Write the records out again exactly, leaving no images in.

-- begin Records for processing --

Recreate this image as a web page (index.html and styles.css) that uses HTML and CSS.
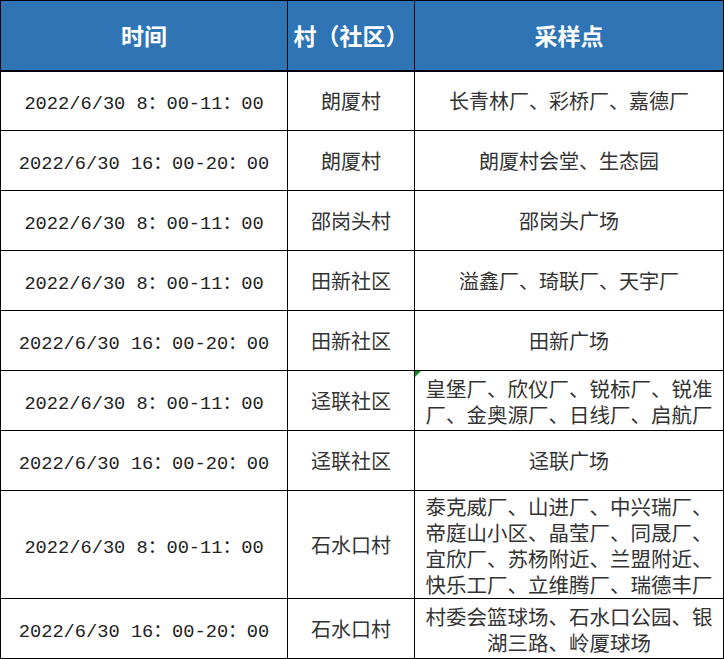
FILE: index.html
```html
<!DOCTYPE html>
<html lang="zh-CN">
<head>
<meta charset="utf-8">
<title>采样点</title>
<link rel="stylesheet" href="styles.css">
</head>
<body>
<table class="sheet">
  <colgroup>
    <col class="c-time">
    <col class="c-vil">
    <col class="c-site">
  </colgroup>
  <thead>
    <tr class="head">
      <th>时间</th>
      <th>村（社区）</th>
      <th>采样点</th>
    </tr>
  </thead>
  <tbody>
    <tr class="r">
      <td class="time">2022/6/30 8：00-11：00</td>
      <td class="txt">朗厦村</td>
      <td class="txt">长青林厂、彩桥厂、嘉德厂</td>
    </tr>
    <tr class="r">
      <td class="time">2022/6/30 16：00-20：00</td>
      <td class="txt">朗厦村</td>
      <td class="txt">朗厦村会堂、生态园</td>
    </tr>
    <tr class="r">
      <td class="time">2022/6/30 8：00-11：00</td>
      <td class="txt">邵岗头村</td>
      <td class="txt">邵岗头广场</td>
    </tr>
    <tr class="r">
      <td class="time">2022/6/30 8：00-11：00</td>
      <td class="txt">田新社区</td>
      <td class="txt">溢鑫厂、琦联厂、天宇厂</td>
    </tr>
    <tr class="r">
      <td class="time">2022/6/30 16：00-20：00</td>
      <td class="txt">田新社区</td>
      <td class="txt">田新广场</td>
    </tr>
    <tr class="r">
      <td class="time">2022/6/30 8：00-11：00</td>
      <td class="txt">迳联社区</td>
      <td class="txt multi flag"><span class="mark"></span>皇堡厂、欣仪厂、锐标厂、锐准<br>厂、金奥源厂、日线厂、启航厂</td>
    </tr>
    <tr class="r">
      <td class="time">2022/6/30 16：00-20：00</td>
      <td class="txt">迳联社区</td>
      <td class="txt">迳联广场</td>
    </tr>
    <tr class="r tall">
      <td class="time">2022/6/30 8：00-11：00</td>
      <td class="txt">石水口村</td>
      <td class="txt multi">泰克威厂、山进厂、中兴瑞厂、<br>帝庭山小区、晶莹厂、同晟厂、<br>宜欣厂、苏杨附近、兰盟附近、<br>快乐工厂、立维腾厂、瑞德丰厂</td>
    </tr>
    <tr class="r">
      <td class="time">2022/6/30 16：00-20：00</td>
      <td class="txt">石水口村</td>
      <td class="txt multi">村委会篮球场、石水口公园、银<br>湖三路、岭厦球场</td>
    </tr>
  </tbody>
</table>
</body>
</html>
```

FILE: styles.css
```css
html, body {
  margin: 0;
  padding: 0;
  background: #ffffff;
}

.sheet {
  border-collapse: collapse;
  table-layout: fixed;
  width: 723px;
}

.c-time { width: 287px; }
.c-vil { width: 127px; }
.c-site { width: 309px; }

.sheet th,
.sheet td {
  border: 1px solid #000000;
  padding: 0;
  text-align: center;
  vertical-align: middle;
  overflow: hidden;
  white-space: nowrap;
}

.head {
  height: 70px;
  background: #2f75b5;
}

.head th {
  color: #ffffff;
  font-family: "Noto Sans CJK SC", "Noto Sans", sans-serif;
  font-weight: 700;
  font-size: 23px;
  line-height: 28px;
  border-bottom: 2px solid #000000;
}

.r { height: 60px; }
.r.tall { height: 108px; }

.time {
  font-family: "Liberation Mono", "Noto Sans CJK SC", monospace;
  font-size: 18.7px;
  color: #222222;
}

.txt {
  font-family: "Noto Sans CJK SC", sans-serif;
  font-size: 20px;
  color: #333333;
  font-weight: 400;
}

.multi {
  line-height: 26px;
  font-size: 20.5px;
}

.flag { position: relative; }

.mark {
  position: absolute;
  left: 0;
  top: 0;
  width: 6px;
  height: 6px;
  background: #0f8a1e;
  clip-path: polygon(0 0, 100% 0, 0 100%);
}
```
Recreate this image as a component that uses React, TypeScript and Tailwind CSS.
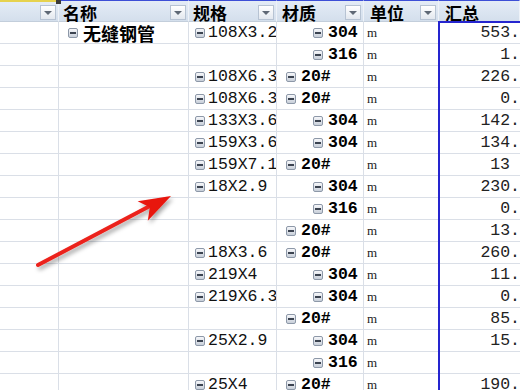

-- end Records for processing --

Correct output ::
Recreate this image as a web page (index.html and styles.css) that uses HTML and CSS.
FILE: index.html
```html
<!DOCTYPE html>
<html lang="zh-CN">
<head>
<meta charset="utf-8">
<title>采样点</title>
<link rel="stylesheet" href="styles.css">
</head>
<body>
<table class="sheet">
  <colgroup>
    <col class="c-time">
    <col class="c-vil">
    <col class="c-site">
  </colgroup>
  <thead>
    <tr class="head">
      <th>时间</th>
      <th>村（社区）</th>
      <th>采样点</th>
    </tr>
  </thead>
  <tbody>
    <tr class="r">
      <td class="time">2022/6/30 8：00-11：00</td>
      <td class="txt">朗厦村</td>
      <td class="txt">长青林厂、彩桥厂、嘉德厂</td>
    </tr>
    <tr class="r">
      <td class="time">2022/6/30 16：00-20：00</td>
      <td class="txt">朗厦村</td>
      <td class="txt">朗厦村会堂、生态园</td>
    </tr>
    <tr class="r">
      <td class="time">2022/6/30 8：00-11：00</td>
      <td class="txt">邵岗头村</td>
      <td class="txt">邵岗头广场</td>
    </tr>
    <tr class="r">
      <td class="time">2022/6/30 8：00-11：00</td>
      <td class="txt">田新社区</td>
      <td class="txt">溢鑫厂、琦联厂、天宇厂</td>
    </tr>
    <tr class="r">
      <td class="time">2022/6/30 16：00-20：00</td>
      <td class="txt">田新社区</td>
      <td class="txt">田新广场</td>
    </tr>
    <tr class="r">
      <td class="time">2022/6/30 8：00-11：00</td>
      <td class="txt">迳联社区</td>
      <td class="txt multi flag"><span class="mark"></span>皇堡厂、欣仪厂、锐标厂、锐准<br>厂、金奥源厂、日线厂、启航厂</td>
    </tr>
    <tr class="r">
      <td class="time">2022/6/30 16：00-20：00</td>
      <td class="txt">迳联社区</td>
      <td class="txt">迳联广场</td>
    </tr>
    <tr class="r tall">
      <td class="time">2022/6/30 8：00-11：00</td>
      <td class="txt">石水口村</td>
      <td class="txt multi">泰克威厂、山进厂、中兴瑞厂、<br>帝庭山小区、晶莹厂、同晟厂、<br>宜欣厂、苏杨附近、兰盟附近、<br>快乐工厂、立维腾厂、瑞德丰厂</td>
    </tr>
    <tr class="r">
      <td class="time">2022/6/30 16：00-20：00</td>
      <td class="txt">石水口村</td>
      <td class="txt multi">村委会篮球场、石水口公园、银<br>湖三路、岭厦球场</td>
    </tr>
  </tbody>
</table>
</body>
</html>
```

FILE: styles.css
```css
html, body {
  margin: 0;
  padding: 0;
  background: #ffffff;
}

.sheet {
  border-collapse: collapse;
  table-layout: fixed;
  width: 723px;
}

.c-time { width: 287px; }
.c-vil { width: 127px; }
.c-site { width: 309px; }

.sheet th,
.sheet td {
  border: 1px solid #000000;
  padding: 0;
  text-align: center;
  vertical-align: middle;
  overflow: hidden;
  white-space: nowrap;
}

.head {
  height: 70px;
  background: #2f75b5;
}

.head th {
  color: #ffffff;
  font-family: "Noto Sans CJK SC", "Noto Sans", sans-serif;
  font-weight: 700;
  font-size: 23px;
  line-height: 28px;
  border-bottom: 2px solid #000000;
}

.r { height: 60px; }
.r.tall { height: 108px; }

.time {
  font-family: "Liberation Mono", "Noto Sans CJK SC", monospace;
  font-size: 18.7px;
  color: #222222;
}

.txt {
  font-family: "Noto Sans CJK SC", sans-serif;
  font-size: 20px;
  color: #333333;
  font-weight: 400;
}

.multi {
  line-height: 26px;
  font-size: 20.5px;
}

.flag { position: relative; }

.mark {
  position: absolute;
  left: 0;
  top: 0;
  width: 6px;
  height: 6px;
  background: #0f8a1e;
  clip-path: polygon(0 0, 100% 0, 0 100%);
}
```
Recreate this image as a component that uses React, TypeScript and Tailwind CSS.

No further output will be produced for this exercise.